Source data:
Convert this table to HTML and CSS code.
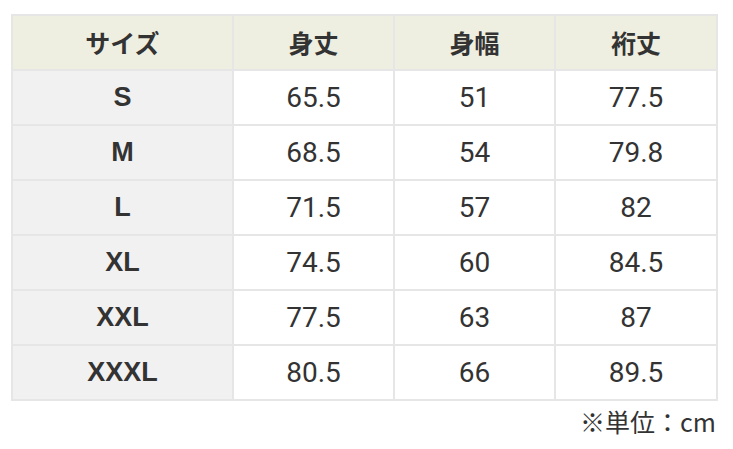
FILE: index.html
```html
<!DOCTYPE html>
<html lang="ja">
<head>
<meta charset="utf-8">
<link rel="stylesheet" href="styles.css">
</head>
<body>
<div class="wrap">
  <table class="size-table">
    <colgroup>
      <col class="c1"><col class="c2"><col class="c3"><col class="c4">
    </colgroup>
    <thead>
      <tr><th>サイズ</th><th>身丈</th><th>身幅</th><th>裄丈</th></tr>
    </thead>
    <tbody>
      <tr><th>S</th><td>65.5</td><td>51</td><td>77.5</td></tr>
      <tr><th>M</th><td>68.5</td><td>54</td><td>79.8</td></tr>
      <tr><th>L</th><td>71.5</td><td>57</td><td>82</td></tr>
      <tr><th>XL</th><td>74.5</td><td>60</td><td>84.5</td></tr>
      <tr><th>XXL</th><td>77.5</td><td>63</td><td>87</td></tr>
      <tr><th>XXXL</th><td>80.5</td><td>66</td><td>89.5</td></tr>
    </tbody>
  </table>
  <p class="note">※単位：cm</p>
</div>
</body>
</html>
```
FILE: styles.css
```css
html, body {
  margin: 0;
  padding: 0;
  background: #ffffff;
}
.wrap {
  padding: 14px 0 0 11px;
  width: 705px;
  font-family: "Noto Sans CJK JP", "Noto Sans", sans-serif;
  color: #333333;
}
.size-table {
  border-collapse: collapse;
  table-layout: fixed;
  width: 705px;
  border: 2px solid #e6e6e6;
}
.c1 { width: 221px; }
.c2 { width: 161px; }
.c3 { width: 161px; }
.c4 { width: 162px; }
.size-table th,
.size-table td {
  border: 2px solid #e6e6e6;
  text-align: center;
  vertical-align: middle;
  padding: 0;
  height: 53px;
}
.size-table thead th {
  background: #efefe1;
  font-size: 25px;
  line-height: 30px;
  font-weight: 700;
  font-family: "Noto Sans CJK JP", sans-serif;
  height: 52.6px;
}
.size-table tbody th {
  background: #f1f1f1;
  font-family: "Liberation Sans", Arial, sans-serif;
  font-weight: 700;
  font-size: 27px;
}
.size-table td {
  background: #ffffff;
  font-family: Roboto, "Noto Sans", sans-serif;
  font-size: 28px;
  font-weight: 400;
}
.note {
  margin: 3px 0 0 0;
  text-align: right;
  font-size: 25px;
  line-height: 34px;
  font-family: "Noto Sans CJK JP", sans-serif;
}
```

Task requirements: Quote the data above in full and without alteration; skip the pictures.

Expected answer:
Convert this table to HTML and CSS code.
FILE: index.html
```html
<!DOCTYPE html>
<html lang="ja">
<head>
<meta charset="utf-8">
<link rel="stylesheet" href="styles.css">
</head>
<body>
<div class="wrap">
  <table class="size-table">
    <colgroup>
      <col class="c1"><col class="c2"><col class="c3"><col class="c4">
    </colgroup>
    <thead>
      <tr><th>サイズ</th><th>身丈</th><th>身幅</th><th>裄丈</th></tr>
    </thead>
    <tbody>
      <tr><th>S</th><td>65.5</td><td>51</td><td>77.5</td></tr>
      <tr><th>M</th><td>68.5</td><td>54</td><td>79.8</td></tr>
      <tr><th>L</th><td>71.5</td><td>57</td><td>82</td></tr>
      <tr><th>XL</th><td>74.5</td><td>60</td><td>84.5</td></tr>
      <tr><th>XXL</th><td>77.5</td><td>63</td><td>87</td></tr>
      <tr><th>XXXL</th><td>80.5</td><td>66</td><td>89.5</td></tr>
    </tbody>
  </table>
  <p class="note">※単位：cm</p>
</div>
</body>
</html>
```
FILE: styles.css
```css
html, body {
  margin: 0;
  padding: 0;
  background: #ffffff;
}
.wrap {
  padding: 14px 0 0 11px;
  width: 705px;
  font-family: "Noto Sans CJK JP", "Noto Sans", sans-serif;
  color: #333333;
}
.size-table {
  border-collapse: collapse;
  table-layout: fixed;
  width: 705px;
  border: 2px solid #e6e6e6;
}
.c1 { width: 221px; }
.c2 { width: 161px; }
.c3 { width: 161px; }
.c4 { width: 162px; }
.size-table th,
.size-table td {
  border: 2px solid #e6e6e6;
  text-align: center;
  vertical-align: middle;
  padding: 0;
  height: 53px;
}
.size-table thead th {
  background: #efefe1;
  font-size: 25px;
  line-height: 30px;
  font-weight: 700;
  font-family: "Noto Sans CJK JP", sans-serif;
  height: 52.6px;
}
.size-table tbody th {
  background: #f1f1f1;
  font-family: "Liberation Sans", Arial, sans-serif;
  font-weight: 700;
  font-size: 27px;
}
.size-table td {
  background: #ffffff;
  font-family: Roboto, "Noto Sans", sans-serif;
  font-size: 28px;
  font-weight: 400;
}
.note {
  margin: 3px 0 0 0;
  text-align: right;
  font-size: 25px;
  line-height: 34px;
  font-family: "Noto Sans CJK JP", sans-serif;
}
```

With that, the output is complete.